There are three main types of binding attachment systems for crampons: the Automatic, Semi-automatic, and Universal strap on. The Automatic system is made for rigid boots with full toe and heel welts. The front bail rests on the toe welt and is secured once the heel bail is snapped onto the heel welt. Automatic bindings are the most secure configuration for aggressive ice and alpine climbing. Semi-Automatic, also known as Newmatic, employ an automatic heel and universal toe to fits a variety of specialty mountaineering boots with welted heels and standard toe. These were designed for a secure fit on semi-rigid boots. The Universal Strap On system uses a Thermoplastic heel and toe harness to wrap around nearly any kind of boot and is secured by straps. The plastic heel and toe harnesses replaced the old nylon webbing straps of the traditional the Universal Straps system that held the boot tightly to the crampon. Designed primarily for hiking and classic mountaineering in non-rigid boots, this system is not suitable for telemark boots.

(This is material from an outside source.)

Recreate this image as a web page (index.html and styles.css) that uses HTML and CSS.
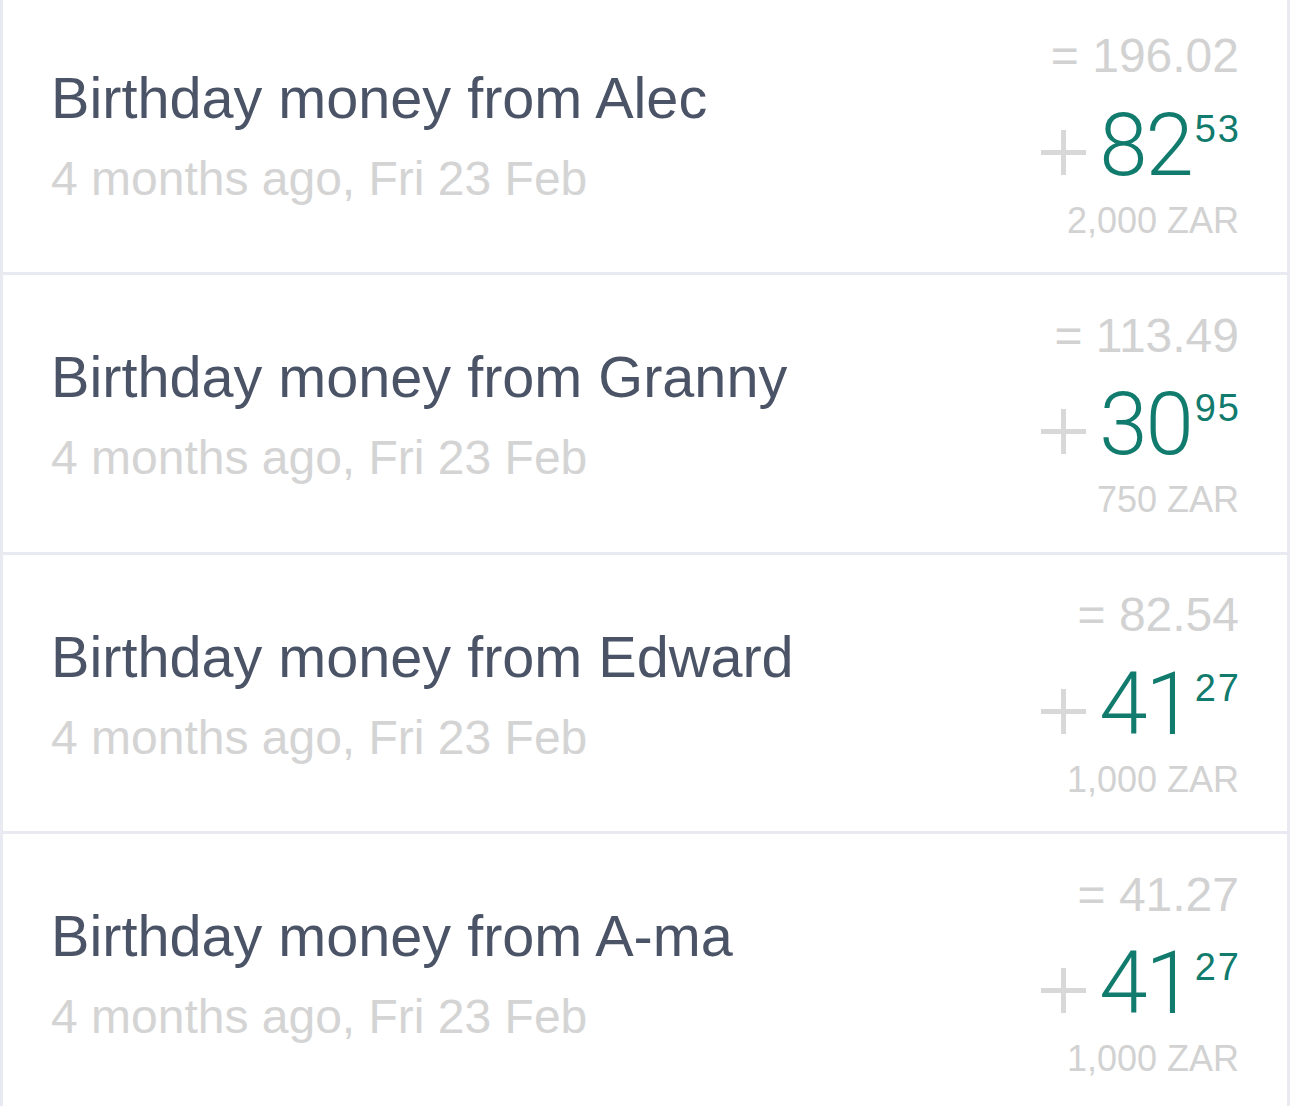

The biggest problem with crampons is in temperatures not far below freezing, where packed snow produced a "balling up" effect on the sole. Snow build-up reduces the crampons ability to penetrate into a frozen surface, even to the point of eliminating any penetration or traction related to the sole of the boot.
There are two solutions: one is to periodically knock the accumulation loose -- in extreme conditions, even with every step taken by knocking the shaft of an ice-axe against the inner edge of the sole or by kicking something like a tree trunk or rock outcrop. Prevention is also feasible: Many crampons can be fitted with shaped slabs of somewhat flexible plastic called "anti-bot" plates, which engage with the body of the crampon, and present the snow with a surface to which ice will not freeze.
Crampons are graded with a traditional system of C1, C2, and C3. These grades are used to determine compatibility with a walking or climbing boot. Boots are graded B0 (incompatible with crampons), B1 (a sturdy hill walking boot), B2 (a stiffer mountaineering boot) and B3 (a fully rigid climbing and mountaineering boot). The number of the boot must be equal to or higher than the number of the crampon, so a B3 boot would generally be compatible with all types of crampon. A B2 can be used with a C2 or C1 crampon and a B1 boot can only be used with a C1 crampon.